Monitoring or supervision for malfunction can be continuously
performed with such an arrangement. For this purpose, only a
control circuit is required in the evaluation circuit. This control
circuit establishes whether a continuous signal is applied to the
input, i.e., by the output of the differential circuit. In this
arrangement, the radiation source can with advantage be controlled
in direct current steps, without interfering with the alarm
evaluation, which responds only to rapid sequences of pulses of
reversed polarity but not to sequences of similar pulses. However,
monitoring or supervision for malfunction can also be performed
periodically during specific test phases. This arrangement entails
the advantage of pulsed operation with a signal which is similar to
the signal generated by a burglar or intruder.

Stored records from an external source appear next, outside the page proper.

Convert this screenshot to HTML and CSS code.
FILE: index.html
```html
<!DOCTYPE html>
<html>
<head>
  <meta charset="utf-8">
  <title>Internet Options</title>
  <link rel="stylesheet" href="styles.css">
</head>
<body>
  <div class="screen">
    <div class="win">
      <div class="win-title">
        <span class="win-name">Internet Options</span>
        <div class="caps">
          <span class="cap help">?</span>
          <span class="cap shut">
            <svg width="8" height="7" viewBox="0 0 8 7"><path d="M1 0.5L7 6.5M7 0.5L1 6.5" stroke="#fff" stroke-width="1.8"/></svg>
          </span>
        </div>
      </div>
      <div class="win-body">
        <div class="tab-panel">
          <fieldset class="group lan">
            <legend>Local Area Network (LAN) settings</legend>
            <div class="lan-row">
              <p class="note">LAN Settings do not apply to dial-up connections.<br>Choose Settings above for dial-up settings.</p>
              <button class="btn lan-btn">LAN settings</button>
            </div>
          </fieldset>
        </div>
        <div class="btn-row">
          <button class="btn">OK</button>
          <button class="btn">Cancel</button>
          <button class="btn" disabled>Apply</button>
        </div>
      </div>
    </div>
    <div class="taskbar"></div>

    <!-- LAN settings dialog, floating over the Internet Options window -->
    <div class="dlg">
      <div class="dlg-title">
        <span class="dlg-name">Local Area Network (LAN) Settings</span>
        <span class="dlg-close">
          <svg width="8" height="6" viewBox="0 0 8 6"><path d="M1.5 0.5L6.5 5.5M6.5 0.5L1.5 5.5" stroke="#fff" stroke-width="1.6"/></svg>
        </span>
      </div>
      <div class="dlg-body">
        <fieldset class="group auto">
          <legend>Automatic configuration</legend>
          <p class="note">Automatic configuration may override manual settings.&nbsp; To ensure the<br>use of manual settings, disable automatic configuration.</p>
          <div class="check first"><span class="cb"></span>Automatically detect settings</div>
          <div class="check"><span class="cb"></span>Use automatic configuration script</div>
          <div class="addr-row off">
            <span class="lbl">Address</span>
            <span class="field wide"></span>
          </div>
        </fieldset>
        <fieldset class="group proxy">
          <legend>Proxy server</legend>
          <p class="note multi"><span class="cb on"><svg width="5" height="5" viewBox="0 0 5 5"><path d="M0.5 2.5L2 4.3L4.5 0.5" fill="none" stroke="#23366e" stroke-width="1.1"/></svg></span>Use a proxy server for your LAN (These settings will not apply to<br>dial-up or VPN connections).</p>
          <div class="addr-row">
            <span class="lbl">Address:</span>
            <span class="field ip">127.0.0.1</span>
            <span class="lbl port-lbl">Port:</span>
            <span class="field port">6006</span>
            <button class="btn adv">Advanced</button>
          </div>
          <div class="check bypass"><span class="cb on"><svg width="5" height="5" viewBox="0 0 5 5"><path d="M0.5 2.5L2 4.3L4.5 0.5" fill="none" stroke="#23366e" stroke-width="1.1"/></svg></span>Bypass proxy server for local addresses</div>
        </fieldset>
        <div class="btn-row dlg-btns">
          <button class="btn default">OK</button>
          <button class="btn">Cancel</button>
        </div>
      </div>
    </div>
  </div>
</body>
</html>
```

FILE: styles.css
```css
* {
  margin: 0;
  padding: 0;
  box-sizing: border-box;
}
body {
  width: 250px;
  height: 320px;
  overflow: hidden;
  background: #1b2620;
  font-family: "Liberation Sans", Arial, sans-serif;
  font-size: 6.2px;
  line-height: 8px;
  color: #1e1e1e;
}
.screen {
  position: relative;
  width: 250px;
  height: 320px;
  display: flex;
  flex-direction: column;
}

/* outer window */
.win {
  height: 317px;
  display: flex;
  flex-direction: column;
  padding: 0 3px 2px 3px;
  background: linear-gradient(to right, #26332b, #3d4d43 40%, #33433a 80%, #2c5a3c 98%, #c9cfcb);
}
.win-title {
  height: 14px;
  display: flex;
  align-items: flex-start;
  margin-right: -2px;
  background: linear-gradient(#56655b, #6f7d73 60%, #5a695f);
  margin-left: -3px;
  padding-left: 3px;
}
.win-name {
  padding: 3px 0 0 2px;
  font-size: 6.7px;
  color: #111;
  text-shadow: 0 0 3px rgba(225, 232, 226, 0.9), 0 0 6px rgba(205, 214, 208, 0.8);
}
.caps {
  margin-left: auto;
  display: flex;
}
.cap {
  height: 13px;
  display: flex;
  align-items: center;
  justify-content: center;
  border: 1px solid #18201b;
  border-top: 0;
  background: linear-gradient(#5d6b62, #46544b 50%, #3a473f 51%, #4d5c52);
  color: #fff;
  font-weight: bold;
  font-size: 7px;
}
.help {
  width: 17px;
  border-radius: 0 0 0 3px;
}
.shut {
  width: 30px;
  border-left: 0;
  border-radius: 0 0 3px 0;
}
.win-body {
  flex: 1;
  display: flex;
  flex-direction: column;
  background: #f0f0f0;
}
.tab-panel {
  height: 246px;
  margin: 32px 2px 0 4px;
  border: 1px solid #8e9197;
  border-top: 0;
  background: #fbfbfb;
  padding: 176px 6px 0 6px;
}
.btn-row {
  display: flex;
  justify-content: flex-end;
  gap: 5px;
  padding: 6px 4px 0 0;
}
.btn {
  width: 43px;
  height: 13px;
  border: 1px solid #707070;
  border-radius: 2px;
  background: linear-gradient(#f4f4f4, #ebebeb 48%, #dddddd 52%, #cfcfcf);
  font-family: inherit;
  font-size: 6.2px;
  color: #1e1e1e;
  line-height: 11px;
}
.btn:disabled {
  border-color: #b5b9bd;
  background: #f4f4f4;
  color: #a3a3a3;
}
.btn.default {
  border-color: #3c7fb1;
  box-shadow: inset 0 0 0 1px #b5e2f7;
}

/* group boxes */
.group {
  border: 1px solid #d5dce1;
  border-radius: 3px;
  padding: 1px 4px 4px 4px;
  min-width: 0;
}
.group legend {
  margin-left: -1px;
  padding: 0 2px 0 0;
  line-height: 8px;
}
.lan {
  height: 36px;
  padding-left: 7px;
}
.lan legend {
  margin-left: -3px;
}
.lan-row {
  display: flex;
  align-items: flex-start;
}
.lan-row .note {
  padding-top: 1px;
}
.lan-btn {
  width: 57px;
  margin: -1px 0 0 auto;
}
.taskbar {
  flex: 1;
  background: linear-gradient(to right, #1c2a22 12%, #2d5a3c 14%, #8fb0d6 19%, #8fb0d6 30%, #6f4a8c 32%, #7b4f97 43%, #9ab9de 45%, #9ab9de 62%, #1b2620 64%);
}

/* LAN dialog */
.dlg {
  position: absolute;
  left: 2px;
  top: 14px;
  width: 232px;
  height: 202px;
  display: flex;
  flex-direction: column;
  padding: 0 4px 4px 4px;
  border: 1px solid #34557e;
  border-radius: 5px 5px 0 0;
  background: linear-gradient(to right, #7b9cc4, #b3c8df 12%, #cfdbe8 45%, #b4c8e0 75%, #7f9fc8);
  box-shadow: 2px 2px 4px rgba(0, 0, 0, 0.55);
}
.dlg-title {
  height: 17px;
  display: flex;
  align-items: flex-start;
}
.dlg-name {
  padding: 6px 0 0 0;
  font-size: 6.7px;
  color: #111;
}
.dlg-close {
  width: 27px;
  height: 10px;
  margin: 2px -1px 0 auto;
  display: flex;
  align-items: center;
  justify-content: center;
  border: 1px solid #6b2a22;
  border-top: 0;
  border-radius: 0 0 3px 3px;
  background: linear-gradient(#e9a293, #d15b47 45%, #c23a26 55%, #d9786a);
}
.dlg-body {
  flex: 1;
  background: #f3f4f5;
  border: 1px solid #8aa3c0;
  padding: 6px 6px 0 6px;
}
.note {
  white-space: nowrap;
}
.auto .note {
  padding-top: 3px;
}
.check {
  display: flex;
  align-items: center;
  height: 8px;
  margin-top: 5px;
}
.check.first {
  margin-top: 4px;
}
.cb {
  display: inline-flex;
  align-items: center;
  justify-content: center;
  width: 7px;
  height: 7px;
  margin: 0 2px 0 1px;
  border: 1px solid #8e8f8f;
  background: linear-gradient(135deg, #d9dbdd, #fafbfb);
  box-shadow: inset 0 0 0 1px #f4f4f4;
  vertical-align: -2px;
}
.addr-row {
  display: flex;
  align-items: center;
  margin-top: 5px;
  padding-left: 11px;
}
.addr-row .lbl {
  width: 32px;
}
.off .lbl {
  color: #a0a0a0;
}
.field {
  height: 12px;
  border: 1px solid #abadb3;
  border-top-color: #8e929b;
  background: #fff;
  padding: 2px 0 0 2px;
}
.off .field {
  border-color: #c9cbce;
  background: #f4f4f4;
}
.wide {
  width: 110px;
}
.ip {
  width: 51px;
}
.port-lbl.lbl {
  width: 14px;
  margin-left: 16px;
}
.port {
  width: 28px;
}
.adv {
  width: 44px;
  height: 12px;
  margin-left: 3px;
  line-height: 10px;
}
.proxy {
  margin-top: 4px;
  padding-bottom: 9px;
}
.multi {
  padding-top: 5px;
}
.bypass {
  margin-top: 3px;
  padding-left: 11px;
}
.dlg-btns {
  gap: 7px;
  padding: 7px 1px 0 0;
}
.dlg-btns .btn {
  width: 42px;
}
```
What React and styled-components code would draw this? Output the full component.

No substantial changes to the evaluation circuit are necessary,
apart from an inverter stage for inhibiting generation of a signal
in the test phase if radiation from the radiation source is
correctly received, but which generates an alarm if insufficient
radiation is received. This is the reverse of the situation in
normal operation and monitoring or supervision states. With this
arrangement, a special sabotage detection channel is
superfluous.
BRIEF DESCRIPTION OF THE DRAWINGS
The invention will be better understood and objects other than
those set forth above will become apparent when consideration is
given to the following detailed description thereof. Such
description makes reference to the annexed drawings wherein
throughout the various figures of the drawings there have been
generally used the same reference characters to denote the same or
analogous components and wherein:
FIG. 1 shows a first intrusion detector in section;
FIG. 2 shows a second intrusion detector in section; and
FIG. 3 shows the second intrusion detector in a perspective
view.
DETAILED DESCRIPTION OF THE PREFERRED EMBODIMENTS
Describing now the drawings, it is to be understood that to
simplify the showing thereof only enough of the structure of the
infrared intrusion detector has been illustrated therein as is
needed to enable one skilled in the art to readily understand the
underlying principles and concepts of this invention. Turning now
specifically to FIG. 1 of the drawings, the apparatus as
illustrated therein by the way of example and not limitation will
be seen to comprise an infrared intrusion detector, having a
housing 1 containing a radiation entrance window 2, an infrared
sensor 3 and an optical arrangement 4. The optical arrangement or
element 4 directs radiation from a monitored or supervised
reception zone or region 5 to the infrared sensor 3 or focuses that
radiation on the infrared sensor 3. The entrance window 2 is of a
material permeable or transparent to radiation in at least the
wavelength range of human body radiation, i.e. in the range around
10 .mu.m, e.g. between 5 and 15 .mu.m, but advantageously although
not necessarily impermeable or opaque to visible light. This
material may, for example, consist of a suitable plastic material
or a special glass. The sensor 3 is designed to be sensitive in the
same wavelength range, for example, as is a pyroelectric sensor. If
necessary, a special infrared filter 6 can be provided in front of
the sensor 3 for absorbing other wavelengths. The optical
arrangement 4 may advantageously comprise a plurality of reflector
segments disposed adjacent to one another or several superposed
rows of reflector segments, by means of which a number of reception
fields for the sensor are defined.
The sensor 3 is designed as a dual sensor with two mutally
proximate sensor elements 18 and 19 (see FIG. 3), so that the
optical elements define pairs of adjacent reception fields or zones
or regions, each of which is associated with a respective one of
the two sensor elements 18 and 19. To the sensor 3 there is
connected an evaluation circuit which specifically and selectively
responds to radiation changes as they are generated or caused by an
intruder traversing a pair of reception zones or regions. In the
simplest case, this circuit comprises a difference or differential
circuit 7 connected with the two sensor elements 18 and 19 of the
radiation sensor 3 and to a discriminator circuit 8. The latter
triggers an alarm signal by means of a signal line 9, in the event
that the sensor output signal exhibits two sufficiently strong
pulses of different polarity occurring within a short interval of
time, i.e., one positive and one negative pulse, which indicates
the movement of an intruder through a pair of reception zones or
regions. Instead of being provided in the housing 1 itself, the
evaluation circuit or a portion thereof can also be provided
separately from the housing in a central signal processing station
and can be connected to the housing 1 by conductors.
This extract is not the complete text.